Third, give money. Order brownies from Jack’s bakery. Send him cash. Or send money to ADFLegal.org to help them fight.

Finally, be informed and informative. Share the sermon podcast, RELIGIOUS FREEDOM IN THE FURNACE, listed here: http://www.fccsobo.org/files/fccsobo/Podcasts/September%203,%202017%20.mp3. Become knowledgeable on these subjects and learn to give a sound-bite on why the biblical worldview of human sexuality is good for everyone and why religious freedom is the fundamental freedom.

[1] Adflegal.org/jack phillips story

[2] The Holy Bible: New International Version. (1984). (Da 3:16–18). Grand Rapids, MI: Zondervan.

[3] Adflegal.org/jack phillips story

REMOVING HISTORICAL GLOSS: Metaxas’ Enlightening Luther Biography

Johann Tetzel was being robbed. The Dominican friar and Grand Commissioner for indulgences in Germany was on his way from one very profitable preaching crusade to another when a German nobleman, one who had made a great point of asking whether all future sins could be forgiven if only the right indulgence was bought, cashed in on his prior purchase and relieved the preacher of his purse.
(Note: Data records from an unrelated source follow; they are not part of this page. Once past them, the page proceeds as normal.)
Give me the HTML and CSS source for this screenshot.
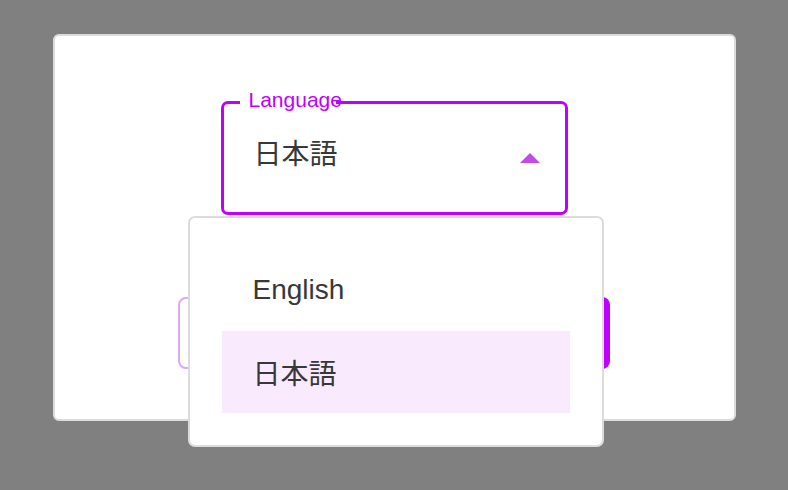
FILE: index.html
```html
<!DOCTYPE html>
<html lang="ja">
<head>
<meta charset="utf-8">
<title>Language</title>
<link rel="stylesheet" href="styles.css">
</head>
<body>
<div class="card">
  <div class="field">
    <div class="select">
      <span class="value">日本語</span>
      <svg class="arrow" width="20" height="10" viewBox="0 0 20 10"><polygon points="0,10 10,0 20,10" fill="#c04ce8"/></svg>
    </div>
    <span class="notch"></span>
    <span class="label">Language</span>
    <ul class="menu">
      <li class="item">English</li>
      <li class="item selected">日本語</li>
    </ul>
  </div>
  <div class="actions">
    <button class="btn outline" aria-label="Cancel"></button>
    <button class="btn filled" aria-label="OK"></button>
  </div>
</div>
</body>
</html>
```

FILE: styles.css
```css
html, body {
  margin: 0;
  padding: 0;
}
body {
  background: #808080;
  font-family: "Liberation Sans", "Noto Sans CJK JP", sans-serif;
  height: 490px;
  overflow: hidden;
}
.card {
  box-sizing: border-box;
  width: 683px;
  height: 387px;
  margin: 34px auto 0;
  background: #fff;
  border: 2px solid #dcdcdc;
  border-radius: 6px;
  display: flex;
  flex-direction: column;
  align-items: center;
  padding: 65px 0 50px;
  gap: 82px;
}
.field {
  position: relative;
  width: 347px;
  height: 114px;
}
.select {
  box-sizing: border-box;
  width: 100%;
  height: 100%;
  border: 3px solid #bf00ff;
  border-radius: 7px;
  display: flex;
  align-items: center;
  justify-content: space-between;
  padding: 0 25px 0 30px;
}
.value {
  font-size: 28px;
  color: #383838;
  line-height: 32px;
  margin-top: -7px;
}
.arrow {
  display: block;
}
.notch {
  position: absolute;
  left: 19px;
  top: 0;
  width: 96px;
  height: 3px;
  background: #fff;
}
.label {
  position: absolute;
  left: 28px;
  top: -12px;
  font-size: 21px;
  line-height: 21px;
  color: #bf00ff;
}
.menu {
  position: absolute;
  left: -33px;
  top: 115px;
  box-sizing: border-box;
  width: 416px;
  margin: 0;
  padding: 31px 32px 32px;
  list-style: none;
  background: #fff;
  border: 2px solid #dcdcdc;
  border-radius: 7px;
  z-index: 2;
}
.item {
  height: 82px;
  display: flex;
  align-items: center;
  padding-left: 31px;
  font-size: 28px;
  color: #383838;
}
.selected {
  background: #faeafe;
}
.actions {
  display: flex;
  gap: 20px;
  width: 432px;
  height: 72px;
}
.btn {
  flex: 1;
  height: 72px;
  border-radius: 8px;
  margin: 0;
  padding: 0;
}
.outline {
  background: #fff;
  border: 2px solid #dcaaf0;
}
.filled {
  background: #bf00ff;
  border: none;
}
```
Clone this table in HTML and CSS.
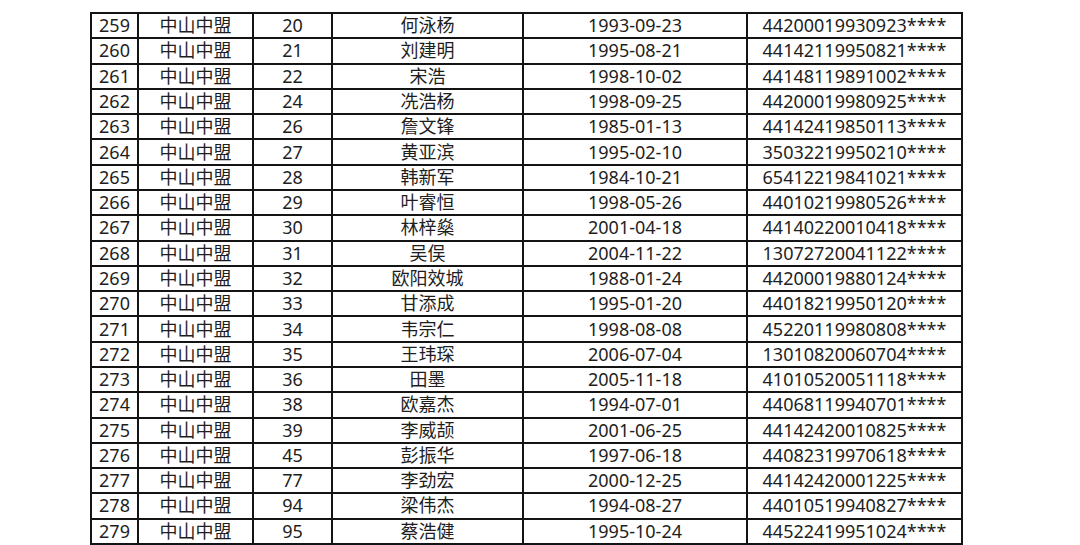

At least, that’s how the story goes.

Yesterday, October 31, 2017, was the five hundredth anniversary of the beginning of the Protestant Reformation, which, according to the 2000 edition of LOOK magazine was the second, behind the invention of the printing press which enabled it, greatest event in the last one thousand years. The story of Tetzel and the robber baron, which is probably mythical, is one of many that Eric Metaxas covers in his excellent work, MARTIN LUTHER: The Man Who Rediscovered God and Changed the World.

Although I am only halfway through the book, listening to the audible version, I am totally sold on Metaxas’s ability to make a complicated story not only accessible and informative, but entertaining.

Mailed Not Nailed

For example, everyone knows that a theologian and monk named Martin Luther began the Protestant Reformation by posting 95 theses opposing the sale of indulgences on the Castle Church doors in Wittenberg, Germany. (An indulgence supposedly draws on the merit of the good works of Christ and the saints to deliver a sinner from punishment on earth or in purgatory). But most do not know that Luther may or may not have personally nailed the document to the doors, the bulletin board of its day. It could have been a clerk that swung the hammer. What sets October 31st apart, according to Metaxas, is that is the day Luther mailed his theses to his presiding bishop, Cardinal Albert of Brandenburg, with a proposal to call a conference of theologians on the abusive sale of indulgences.

Gutenberg’s Internet

Metaxas also illuminates the fact that, in those early days of the printing press, Luther had no intention of igniting a revolution and no idea of the part he would play in it. He was simply a pastor / theologian and faithful Catholic trying to do his job and protect his parish from oppression and heresy. The 95 theses, written in Latin, would have been indecipherable to most Germans who passed the church doors. They were meant for a limited audience of theological scholars who would have had thoughtful discussions and sent their conclusions and recommendations off to higher authority for approval.

But the printing press was to the sixteenth century what the internet is today. Information transfer went from snail’s pace to light speed almost overnight. Further, with no copyright law in place, Luther could not prevent publishers from pushing his ideas far beyond the boundaries of Wittenberg and Mainz. He was soon embroiled in a battle that he had not planned and could not have anticipated. (He also never made a dime from his writings). Ultimately, Luther saw this series of unfortunate events as providential and embraced his calling as a reformer. But Metaxas removes the gloss of history and helps us see that Luther, like many of us, was a man of his times driven as much by circumstance as by conviction to take up the work which God had prepared in advance for him to do.

I’ve only brushed the surface of Metaxas’s latest, but I hope you will read it. It will give any Christian a greater comprehension of the treasures of grace we possess, the place in history we occupy, and perhaps help us see our calling as well as Luther saw his.